▶ [PROBLEM DETAILS]: Of the lines below, how many hold the string "React"? Give only the number.

▶ [EXTRACTED MATERIAL]:
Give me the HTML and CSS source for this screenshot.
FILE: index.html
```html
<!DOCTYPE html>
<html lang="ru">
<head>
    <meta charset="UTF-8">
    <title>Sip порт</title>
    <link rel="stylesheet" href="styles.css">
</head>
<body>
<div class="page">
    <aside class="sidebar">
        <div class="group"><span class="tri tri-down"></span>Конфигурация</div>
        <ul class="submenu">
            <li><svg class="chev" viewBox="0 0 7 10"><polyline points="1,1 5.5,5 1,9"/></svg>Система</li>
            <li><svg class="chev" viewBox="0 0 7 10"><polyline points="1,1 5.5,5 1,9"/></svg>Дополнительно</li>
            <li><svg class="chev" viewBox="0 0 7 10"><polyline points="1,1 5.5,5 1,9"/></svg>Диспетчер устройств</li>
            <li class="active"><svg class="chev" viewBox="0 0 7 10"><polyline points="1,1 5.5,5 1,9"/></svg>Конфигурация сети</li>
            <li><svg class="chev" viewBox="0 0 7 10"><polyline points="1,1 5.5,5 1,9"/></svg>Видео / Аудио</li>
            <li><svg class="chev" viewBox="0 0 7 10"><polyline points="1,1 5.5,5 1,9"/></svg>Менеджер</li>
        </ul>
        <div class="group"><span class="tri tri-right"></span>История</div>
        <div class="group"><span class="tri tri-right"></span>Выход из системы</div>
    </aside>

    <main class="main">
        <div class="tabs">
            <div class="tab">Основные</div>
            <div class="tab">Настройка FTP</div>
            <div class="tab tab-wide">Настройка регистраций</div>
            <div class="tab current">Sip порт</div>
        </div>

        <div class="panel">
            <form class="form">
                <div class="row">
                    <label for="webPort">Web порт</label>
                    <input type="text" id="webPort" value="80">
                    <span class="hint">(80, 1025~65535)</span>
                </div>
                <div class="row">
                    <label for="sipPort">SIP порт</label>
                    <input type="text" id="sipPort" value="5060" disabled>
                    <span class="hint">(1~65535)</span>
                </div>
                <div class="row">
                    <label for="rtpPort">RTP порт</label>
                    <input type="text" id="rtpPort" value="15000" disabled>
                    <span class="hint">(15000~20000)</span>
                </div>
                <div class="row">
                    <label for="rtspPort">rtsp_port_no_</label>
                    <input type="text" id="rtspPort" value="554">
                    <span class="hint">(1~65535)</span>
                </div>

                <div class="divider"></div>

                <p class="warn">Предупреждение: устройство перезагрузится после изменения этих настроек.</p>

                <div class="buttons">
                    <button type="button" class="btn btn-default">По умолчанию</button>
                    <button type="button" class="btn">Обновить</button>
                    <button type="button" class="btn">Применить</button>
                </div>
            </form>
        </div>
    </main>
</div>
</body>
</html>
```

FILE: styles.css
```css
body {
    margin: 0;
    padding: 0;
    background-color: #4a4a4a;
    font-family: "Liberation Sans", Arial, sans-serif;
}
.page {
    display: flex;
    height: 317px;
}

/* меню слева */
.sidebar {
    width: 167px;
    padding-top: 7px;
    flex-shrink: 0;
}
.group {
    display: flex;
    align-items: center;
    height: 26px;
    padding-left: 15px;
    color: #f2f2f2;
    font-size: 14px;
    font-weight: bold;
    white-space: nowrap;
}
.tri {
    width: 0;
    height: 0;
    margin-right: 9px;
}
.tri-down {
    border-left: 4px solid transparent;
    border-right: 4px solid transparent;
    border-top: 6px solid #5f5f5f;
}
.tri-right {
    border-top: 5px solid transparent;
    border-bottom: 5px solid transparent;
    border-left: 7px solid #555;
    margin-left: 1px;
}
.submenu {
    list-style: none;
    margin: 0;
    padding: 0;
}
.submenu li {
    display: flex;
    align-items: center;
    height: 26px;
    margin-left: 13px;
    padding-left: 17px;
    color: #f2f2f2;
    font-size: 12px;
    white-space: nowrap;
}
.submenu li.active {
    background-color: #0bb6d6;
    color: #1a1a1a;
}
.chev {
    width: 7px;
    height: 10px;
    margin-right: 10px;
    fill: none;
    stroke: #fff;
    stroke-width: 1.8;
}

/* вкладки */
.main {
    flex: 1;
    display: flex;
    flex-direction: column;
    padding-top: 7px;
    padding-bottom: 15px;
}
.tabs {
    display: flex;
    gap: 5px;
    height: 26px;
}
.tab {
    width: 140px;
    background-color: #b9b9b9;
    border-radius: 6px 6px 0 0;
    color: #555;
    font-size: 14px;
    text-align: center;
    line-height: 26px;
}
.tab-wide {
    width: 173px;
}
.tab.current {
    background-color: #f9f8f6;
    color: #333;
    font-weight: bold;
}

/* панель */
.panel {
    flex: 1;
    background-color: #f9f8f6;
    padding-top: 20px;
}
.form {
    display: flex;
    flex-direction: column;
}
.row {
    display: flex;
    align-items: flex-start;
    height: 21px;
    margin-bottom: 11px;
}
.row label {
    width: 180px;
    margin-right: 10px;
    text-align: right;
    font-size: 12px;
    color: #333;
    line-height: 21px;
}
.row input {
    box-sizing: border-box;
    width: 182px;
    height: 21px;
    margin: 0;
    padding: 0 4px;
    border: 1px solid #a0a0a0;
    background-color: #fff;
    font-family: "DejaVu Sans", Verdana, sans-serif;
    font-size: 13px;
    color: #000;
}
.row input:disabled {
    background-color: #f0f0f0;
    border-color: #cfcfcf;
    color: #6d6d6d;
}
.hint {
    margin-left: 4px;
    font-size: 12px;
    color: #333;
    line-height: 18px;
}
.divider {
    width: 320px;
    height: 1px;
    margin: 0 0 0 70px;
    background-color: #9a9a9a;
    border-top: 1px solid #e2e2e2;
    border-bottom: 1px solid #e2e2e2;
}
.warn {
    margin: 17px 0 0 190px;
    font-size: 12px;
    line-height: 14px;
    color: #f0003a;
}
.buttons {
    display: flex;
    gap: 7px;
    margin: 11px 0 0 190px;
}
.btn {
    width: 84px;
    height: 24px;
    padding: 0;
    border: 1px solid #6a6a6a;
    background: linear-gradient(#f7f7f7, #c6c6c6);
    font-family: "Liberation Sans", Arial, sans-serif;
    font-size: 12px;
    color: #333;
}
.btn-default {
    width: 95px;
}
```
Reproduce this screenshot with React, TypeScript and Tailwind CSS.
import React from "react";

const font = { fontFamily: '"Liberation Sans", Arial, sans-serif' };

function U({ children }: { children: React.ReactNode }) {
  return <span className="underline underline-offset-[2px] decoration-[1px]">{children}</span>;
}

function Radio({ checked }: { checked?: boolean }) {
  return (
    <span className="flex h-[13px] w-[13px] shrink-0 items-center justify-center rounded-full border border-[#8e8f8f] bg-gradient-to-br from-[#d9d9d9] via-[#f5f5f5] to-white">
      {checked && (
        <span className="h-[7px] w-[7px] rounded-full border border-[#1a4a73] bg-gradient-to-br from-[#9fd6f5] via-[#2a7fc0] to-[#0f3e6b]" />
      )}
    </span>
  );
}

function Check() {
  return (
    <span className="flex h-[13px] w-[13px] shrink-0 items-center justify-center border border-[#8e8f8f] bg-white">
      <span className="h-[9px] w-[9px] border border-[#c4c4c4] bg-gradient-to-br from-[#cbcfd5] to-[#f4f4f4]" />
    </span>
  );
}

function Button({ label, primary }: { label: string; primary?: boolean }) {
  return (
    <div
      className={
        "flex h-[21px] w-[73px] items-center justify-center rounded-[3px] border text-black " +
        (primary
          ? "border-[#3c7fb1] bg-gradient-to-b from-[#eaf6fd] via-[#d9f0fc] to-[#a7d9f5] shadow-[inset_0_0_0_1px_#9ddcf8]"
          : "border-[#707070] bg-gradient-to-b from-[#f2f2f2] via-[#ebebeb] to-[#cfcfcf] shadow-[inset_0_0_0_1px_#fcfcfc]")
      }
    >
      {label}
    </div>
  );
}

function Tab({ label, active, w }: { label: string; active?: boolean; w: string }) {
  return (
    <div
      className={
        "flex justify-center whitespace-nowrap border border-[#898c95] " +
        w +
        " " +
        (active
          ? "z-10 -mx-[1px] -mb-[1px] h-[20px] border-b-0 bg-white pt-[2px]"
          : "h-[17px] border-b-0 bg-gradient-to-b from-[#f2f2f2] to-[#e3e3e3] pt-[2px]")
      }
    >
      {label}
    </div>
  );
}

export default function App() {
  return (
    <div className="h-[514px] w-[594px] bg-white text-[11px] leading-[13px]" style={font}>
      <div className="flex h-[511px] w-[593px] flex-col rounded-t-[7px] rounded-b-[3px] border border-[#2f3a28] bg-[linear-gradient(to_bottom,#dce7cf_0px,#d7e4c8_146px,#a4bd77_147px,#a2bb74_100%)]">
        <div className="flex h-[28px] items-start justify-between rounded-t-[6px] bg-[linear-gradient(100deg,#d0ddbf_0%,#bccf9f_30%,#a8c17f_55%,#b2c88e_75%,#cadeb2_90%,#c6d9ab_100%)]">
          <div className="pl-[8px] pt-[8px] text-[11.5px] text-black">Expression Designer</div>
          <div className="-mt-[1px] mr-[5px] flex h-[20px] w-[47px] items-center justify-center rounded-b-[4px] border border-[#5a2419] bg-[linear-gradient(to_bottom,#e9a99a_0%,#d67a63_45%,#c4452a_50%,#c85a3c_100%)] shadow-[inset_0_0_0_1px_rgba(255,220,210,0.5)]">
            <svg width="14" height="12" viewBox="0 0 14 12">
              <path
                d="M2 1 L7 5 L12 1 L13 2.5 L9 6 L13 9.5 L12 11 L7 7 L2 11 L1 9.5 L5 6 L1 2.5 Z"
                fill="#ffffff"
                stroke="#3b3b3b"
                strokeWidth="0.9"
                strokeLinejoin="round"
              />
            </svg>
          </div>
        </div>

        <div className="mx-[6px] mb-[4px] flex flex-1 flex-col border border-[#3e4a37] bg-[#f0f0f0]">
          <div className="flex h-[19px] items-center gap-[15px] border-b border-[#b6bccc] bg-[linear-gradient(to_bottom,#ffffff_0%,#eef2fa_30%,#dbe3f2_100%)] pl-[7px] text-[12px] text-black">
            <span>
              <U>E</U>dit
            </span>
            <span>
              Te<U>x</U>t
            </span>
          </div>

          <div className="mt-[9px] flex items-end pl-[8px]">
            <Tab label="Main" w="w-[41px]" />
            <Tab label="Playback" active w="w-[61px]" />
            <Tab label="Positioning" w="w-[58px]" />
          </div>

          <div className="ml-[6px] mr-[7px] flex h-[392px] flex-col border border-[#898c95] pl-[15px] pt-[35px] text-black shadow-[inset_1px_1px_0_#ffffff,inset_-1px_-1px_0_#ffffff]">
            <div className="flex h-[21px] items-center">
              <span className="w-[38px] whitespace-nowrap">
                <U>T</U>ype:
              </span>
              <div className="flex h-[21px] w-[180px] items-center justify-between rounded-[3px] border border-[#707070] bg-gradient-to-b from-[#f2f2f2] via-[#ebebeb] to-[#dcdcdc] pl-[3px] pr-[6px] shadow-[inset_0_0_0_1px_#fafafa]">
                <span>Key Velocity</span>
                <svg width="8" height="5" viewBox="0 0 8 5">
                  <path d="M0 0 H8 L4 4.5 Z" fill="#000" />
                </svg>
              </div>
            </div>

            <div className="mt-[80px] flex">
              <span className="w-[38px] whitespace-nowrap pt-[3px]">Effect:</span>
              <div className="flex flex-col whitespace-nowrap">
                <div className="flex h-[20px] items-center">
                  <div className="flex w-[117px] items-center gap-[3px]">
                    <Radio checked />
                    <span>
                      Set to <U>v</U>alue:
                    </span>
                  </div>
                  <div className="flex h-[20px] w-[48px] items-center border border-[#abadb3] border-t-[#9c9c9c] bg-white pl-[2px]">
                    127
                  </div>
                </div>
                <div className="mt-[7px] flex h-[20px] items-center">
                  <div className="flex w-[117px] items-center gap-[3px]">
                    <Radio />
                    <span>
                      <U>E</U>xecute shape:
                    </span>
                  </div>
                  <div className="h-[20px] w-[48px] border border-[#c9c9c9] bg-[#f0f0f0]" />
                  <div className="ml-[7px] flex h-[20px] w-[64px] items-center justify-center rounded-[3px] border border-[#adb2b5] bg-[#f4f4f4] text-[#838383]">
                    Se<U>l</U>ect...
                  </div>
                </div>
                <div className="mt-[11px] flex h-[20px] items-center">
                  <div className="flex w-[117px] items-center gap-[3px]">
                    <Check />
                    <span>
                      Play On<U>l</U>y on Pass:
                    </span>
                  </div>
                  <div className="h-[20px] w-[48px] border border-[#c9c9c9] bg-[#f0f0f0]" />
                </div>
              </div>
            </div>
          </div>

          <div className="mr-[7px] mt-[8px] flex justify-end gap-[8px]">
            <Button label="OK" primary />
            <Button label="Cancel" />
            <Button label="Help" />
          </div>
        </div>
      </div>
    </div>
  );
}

▶ [RESULT]: 3